Churches have been warned by James Cleverly not to allow asylum seekers to exploit the system by converting to Christianity.

In a message to church leaders at Easter, the Home Secretary said there is a “real difference” between welcoming a new member of the congregation and “vouching for a person in an asylum tribunal”.

His comments came after alkali attack suspect Abdul Ezedi was granted asylum by a judge who accepted he was a Christian convert despite concerns the convicted sex offender was a liar.

Ezedi’s body was pulled from the River Thames last month following a major manhunt launched after he was suspected of dousing his ex-girlfriend with alkali when he pounced on her and her children, aged eight and three, in Clapham, south London, in January.

Mr Cleverly called in church leaders in the wake of the Ezedi case and, writing in the Sun on Sunday, he said: “Even the church has said they share our mission to stop the boats.

“We have met with the senior church leaders to explain Christian conversion is no guarantee of asylum being granted and we’ve stressed there is a real difference between welcoming new members to a flock and vouching for a person in an asylum tribunal.”

He added: “Allowing people to exploit the system risks detracting from the invaluable work Christians and the church do every day for our society – today of all days.”

Details of the Ezedi case were only revealed following media applications for immigration tribunal court papers.

Mr Cleverly indicated he backed greater transparency over asylum decisions.

“We were right to reject the asylum claims of the Clapham alkali attacker, twice, and believe a light shone on independent asylum tribunal decisions is needed,” he said.

The Archbishop of Canterbury has previously said there is “no evidence” to support claims the Church of England is “subverting the asylum system” by allowing spurious conversions to Christianity.

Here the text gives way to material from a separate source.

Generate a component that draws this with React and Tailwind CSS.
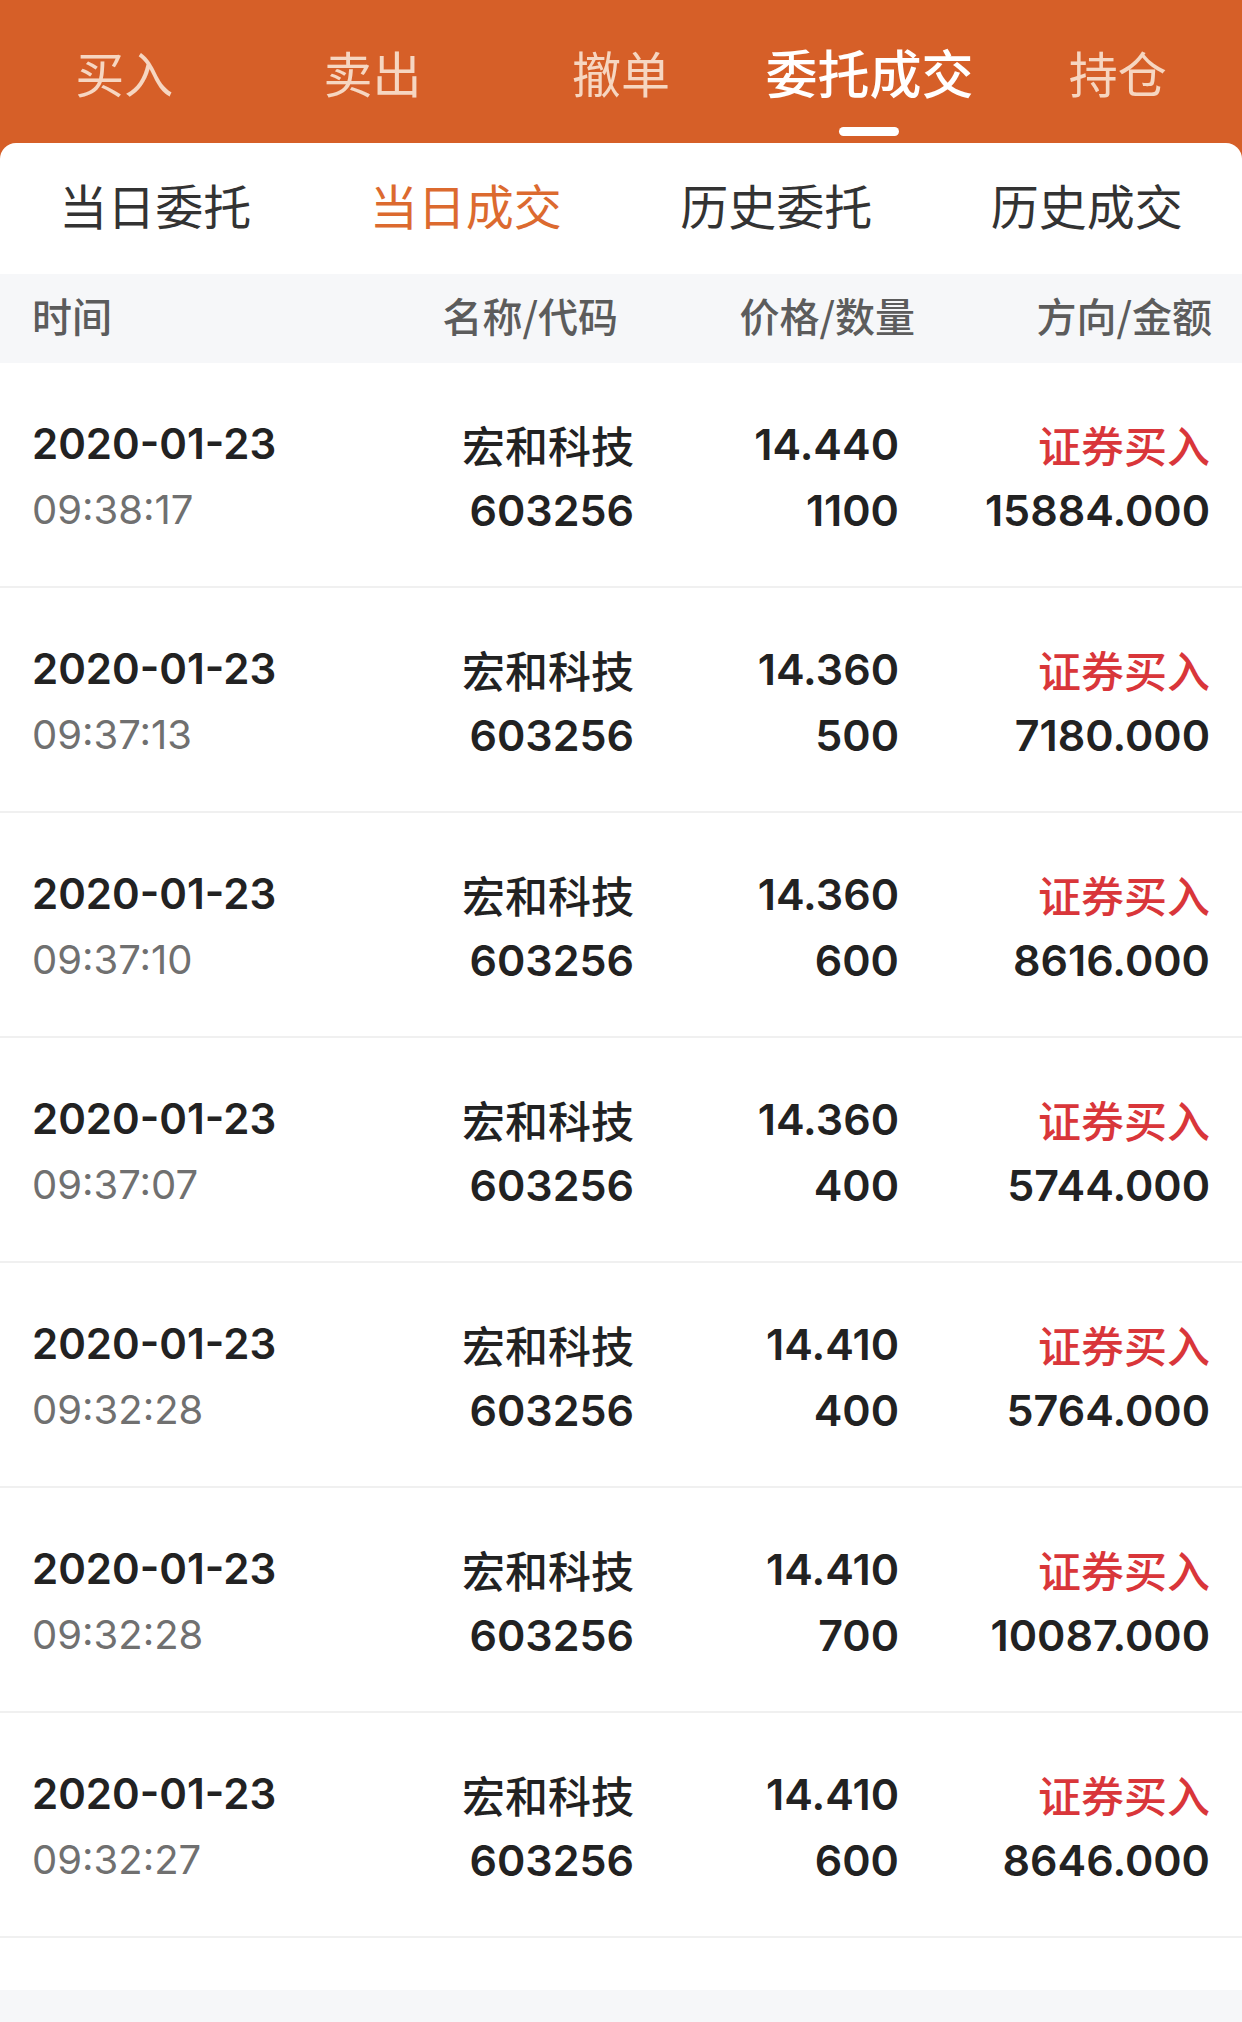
const mainTabs = ['买入', '卖出', '撤单', '委托成交', '持仓'];
const subTabs = ['当日委托', '当日成交', '历史委托', '历史成交'];

const trades = [
  { time: '09:38:17', price: '14.440', qty: '1100', amount: '15884.000' },
  { time: '09:37:13', price: '14.360', qty: '500', amount: '7180.000' },
  { time: '09:37:10', price: '14.360', qty: '600', amount: '8616.000' },
  { time: '09:37:07', price: '14.360', qty: '400', amount: '5744.000' },
  { time: '09:32:28', price: '14.410', qty: '400', amount: '5764.000' },
  { time: '09:32:28', price: '14.410', qty: '700', amount: '10087.000' },
  { time: '09:32:27', price: '14.410', qty: '600', amount: '8646.000' },
];

const cjk = "font-['Noto_Sans_CJK_SC',sans-serif]";
const num = "font-['Inter','Noto_Sans_CJK_SC',sans-serif]";

function TradeRow({ t }) {
  return (
    <div className="grid h-[225px] grid-cols-[1fr_300px_265px_311px] border-b-2 border-[#f0f0f0] px-[32px] pt-[4px]">
      <div className="flex flex-col justify-center">
        <div className={`${num} text-[42px] font-semibold leading-[66px] text-[#222]`}>2020-01-23</div>
        <div className={`${num} text-[40px] leading-[66px] text-[#707070]`}>{t.time}</div>
      </div>
      <div className="flex flex-col items-end justify-center">
        <div className={`${cjk} text-[43px] font-medium leading-[66px] text-[#222]`}>宏和科技</div>
        <div className={`${num} text-[43px] font-semibold leading-[66px] text-[#222]`}>603256</div>
      </div>
      <div className="flex flex-col items-end justify-center">
        <div className={`${num} text-[43px] font-semibold leading-[66px] text-[#222]`}>{t.price}</div>
        <div className={`${num} text-[43px] font-semibold leading-[66px] text-[#222]`}>{t.qty}</div>
      </div>
      <div className="flex flex-col items-end justify-center">
        <div className={`${cjk} text-[43px] font-medium leading-[66px] text-[#d9363a]`}>证券买入</div>
        <div className={`${num} text-[43px] font-semibold leading-[66px] text-[#222]`}>{t.amount}</div>
      </div>
    </div>
  );
}

export default function App() {
  return (
    <div className="min-h-screen w-[1242px] bg-[#f6f7f9]">
      <div className="bg-[#d65f28]">
        <nav className="grid h-[143px] grid-cols-5">
          {mainTabs.map((tab) => {
            const active = tab === '委托成交';
            return (
              <div key={tab} className="flex flex-col items-center pt-[47px]">
                <span
                  className={`${cjk} leading-[50px] ${
                    active ? 'text-[52px] font-medium text-white' : 'text-[49px] text-[#f6d6c1]'
                  }`}
                >
                  {tab}
                </span>
                {active && <span className="mt-[30px] h-[9px] w-[60px] rounded-full bg-white" />}
              </div>
            );
          })}
        </nav>
        <div className="rounded-t-[16px] bg-white">
          <div className="grid h-[131px] grid-cols-4 items-center pb-[10px]">
            {subTabs.map((tab) => (
              <div
                key={tab}
                className={`${cjk} text-center text-[48px] leading-[52px] ${
                  tab === '当日成交' ? 'text-[#dc6a2f]' : 'text-[#333]'
                }`}
              >
                {tab}
              </div>
            ))}
          </div>
        </div>
      </div>
      <div className="bg-white pb-[52px]">
        <div
          className={`${cjk} grid h-[89px] grid-cols-[1fr_284px_297px_297px] items-center bg-[#f6f7f9] pb-[7px] pl-[32px] pr-[30px] text-[40px] font-medium text-[#5c5c5c]`}
        >
          <span>时间</span>
          <span className="text-right">名称/代码</span>
          <span className="text-right">价格/数量</span>
          <span className="text-right">方向/金额</span>
        </div>
        {trades.map((t, i) => (
          <TradeRow key={i} t={t} />
        ))}
      </div>
    </div>
  );
}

The church has been accused in recent months of allowing “industrial-scale” baptisms of migrants to assist with their asylum claims, allowing them to claim they would be persecuted in their home country because they are now Christians.

Earlier this month, the Most Rev Justin Welby told Times Radio he had seen “no evidence” of this occurring, only “assertions”.

He added: “We wrote to the Home Office and they said they had no evidence to show us.”